The task: I need to find all abbreviations of address object identifiers in a string using a list of said abbreviations. (To delete them later). (Abbreviations list is in another language and is waaaay bigger (200+ elements), so foreach is out of question due to "complex regex beats foreach in speed").
The problem:
Regex like this (?:[^\w\d]|\A)(?:street|str|c|city|state|st|apt)([^\w\d]|\Z)

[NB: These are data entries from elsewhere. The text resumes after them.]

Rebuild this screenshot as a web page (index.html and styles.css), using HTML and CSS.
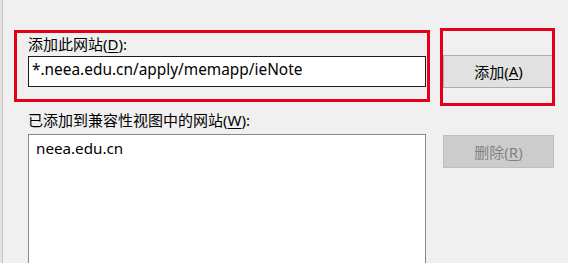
FILE: index.html
```html
<!DOCTYPE html>
<html lang="zh-CN">
<head>
<meta charset="utf-8">
<title>兼容性视图设置</title>
<link rel="stylesheet" href="styles.css">
</head>
<body>
<div class="edge"></div>
<div class="dialog">
  <div class="label label-add">添加此网站(<u>D</u>):</div>
  <div class="row row-add">
    <div class="field">*.neea.edu.cn/apply/memapp/ieNote</div>
    <div class="btn">添加(<u>A</u>)</div>
  </div>
  <div class="label label-list">已添加到兼容性视图中的网站(<u>W</u>):</div>
  <div class="row row-list">
    <div class="list"><div class="item">neea.edu.cn</div></div>
    <div class="btn btn-disabled">删除(<u>R</u>)</div>
  </div>
  <div class="mark mark-input"></div>
  <div class="mark mark-button"></div>
</div>
</body>
</html>
```
FILE: styles.css
```css
html, body {
  margin: 0;
  padding: 0;
  background: #f0f0f0;
  width: 568px;
  height: 263px;
  overflow: hidden;
}
body {
  position: relative;
  font-family: "Noto Sans", "Noto Sans CJK SC", sans-serif;
  font-size: 15px;
  color: #000;
}
.edge {
  position: absolute;
  left: 0;
  top: 0;
  width: 2px;
  height: 263px;
  background: #e2e2e2;
  border-right: 1px solid #c8c8c8;
}
.dialog {
  display: flex;
  flex-direction: column;
  padding-left: 28px;
}
.label {
  height: 21px;
  line-height: 21px;
  white-space: nowrap;
  font-size: 15px;
}
.label-add {
  margin-top: 34px;
}
.label-list {
  margin-top: 22px;
  height: 24px;
}
u {
  text-decoration-thickness: 1px;
  text-underline-offset: 2px;
}
.row {
  display: flex;
  gap: 17px;
  align-items: flex-start;
}
.field {
  box-sizing: border-box;
  width: 398px;
  height: 31px;
  margin-top: 1px;
  border: 1px solid #1c1c1c;
  background: #fff;
  padding-left: 3px;
  font-size: 15.4px;
  line-height: 25px;
  white-space: nowrap;
}
.btn {
  box-sizing: border-box;
  width: 111px;
  height: 33px;
  padding-bottom: 1px;
  background: #e1e1e1;
  border: 1px solid #adadad;
  display: flex;
  align-items: center;
  justify-content: center;
  font-size: 15px;
}
.btn-disabled {
  margin-top: 1px;
  padding-bottom: 0;
  background: #cccccc;
  border-color: #bfbfbf;
  color: #838383;
}
.list {
  box-sizing: border-box;
  width: 398px;
  height: 129px;
  border: 1px solid #828790;
  border-bottom: 0;
  background: #fff;
  padding: 2px 0 0 7px;
  font-size: 15.2px;
}
.item {
  line-height: 22px;
}
.mark {
  position: absolute;
  box-sizing: border-box;
  border: 3px solid #e50019;
}
.mark-input {
  left: 14px;
  top: 30px;
  width: 416px;
  height: 72px;
}
.mark-button {
  left: 440px;
  top: 28px;
  width: 115px;
  height: 78px;
}
```
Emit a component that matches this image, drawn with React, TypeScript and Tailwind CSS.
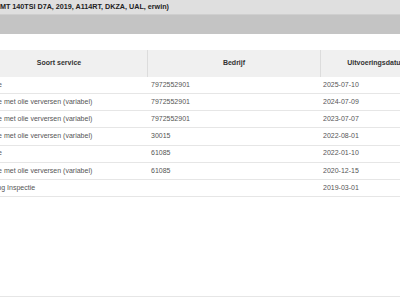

works on a string like this: Klutc state, Beast st, apt c5
and correcttly gives state, st, apt.
But on a string: state Klutc, Beast st,apt c5 it returns state and st, but not apt, because the [^\w\d] is somewhat stolen by the previous st
I also cannot use just the (?:[^\w\d]|\A)(?:street|str|c|city|state|st|apt) (left side) because it will not work on Klutc state, Beast st, apt c5 and give c from c5
Neither can I use only the right side (?:street|str|c|city|state|st|apt)([^\w\d]|\Z) because on a string Klutc state, Beast st, apt c5 it will return st from beast and c from Klutc.
The question:
How should I rewrite the regex, so it correctly return the abbreviations only? (Make st, not steal , from ,apt, i.e. make st and apt both use the same ,). Test inputs are:
Klutc state, Beast st, apt c5
state Klutc, Beast st,apt c5
Klutc State,Beast st,c5 apt